The home mortgage interest deduction is another tax credit that only benefits people who itemize. It functions as a kind of rebate for people who buy homes, and it’s used by approximately 43% of homeowners in the U.S. As interest rates rise, the Home Mortgage Interest Deduction—particularly for first-time homeowners—is getting larger and larger.

But does the Home Mortgage Interest Deduction incentivize homeownership among low- and middle-income individuals? Well, not really since the primary barrier to entry there is the down payment.

In fact, this deduction may play a significant role in the proliferation of McMansions since people who can afford the down payment may now be more likely to take out larger mortgages than they otherwise would.

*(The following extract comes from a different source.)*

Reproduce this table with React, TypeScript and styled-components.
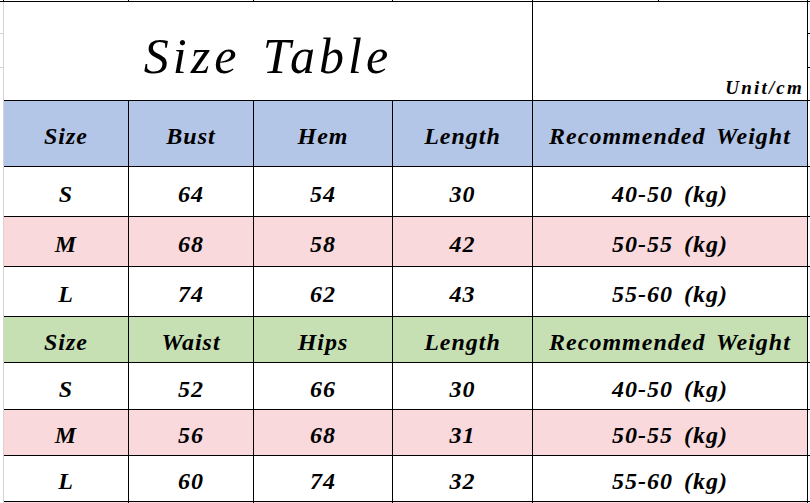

• Eliminate Nonprofit Status for Hospitals
$260 billion in 10-year savings

While it is true “nonprofit hospital” is an oxymoron since, in fact, there are practically no medical centers that have strong ties to their communities anymore, it is also true that eliminating nonprofit status is likely to accelerate the closure of even more hospitals in rural and other medically underserved areas. If hospitals have to scrape up tax money on top of all their other operating expenses, they become prime targets for takeovers by private equity groups. Those new owners will have a marked distaste for treating Medicaid and Medicare patients.

• Eliminate Head of Household Filing Status
$192 billion in 10-year savings

Okay! It’s on this front that Trump’s all-out war on low-income people who do not conform to some 1950s ideal of domesticity is most evident. This one is the biggie.

The head of household filing status confers two main tax benefits: a larger standard deduction and a preferential tax rate. Thirteen percent of all taxpayers use this filing status, and 76% of these taxpayers are single women with children. A disproportionate share of them—sorry, I don’t have precise numbers—are people of color.

Eliminating this filing status fits right into the Heritage Foundation Project 2025’s vision for America, which sees single parenthood as an immoral family structure. And I quote: “It’s time for policymakers to elevate family authority, formation, and cohesion as their top priority and even use government power, including through the tax code, to restore the American family.”


• Eliminate the American Opportunity Credit/ Eliminate the Lifetime Learning Credit
$59 billion in 10-year savings/$26 billion in 10-year savings

It’s not clear to me that these credits have a positive effect on the rate of higher education, and it is true that these credits are among the most misused tax credits—though whether that’s due to out-and-out fraud or honest mistakes in applying the rather Byzantine calculation formula, I do not know. There is an income cap on eligibility, so it is a credit that chiefly benefits upper-middle-income families whose decision to send their kids to college probably isn’t related to tax benefits.

But these tax credits do comprise a significant portion of non-loan student aid.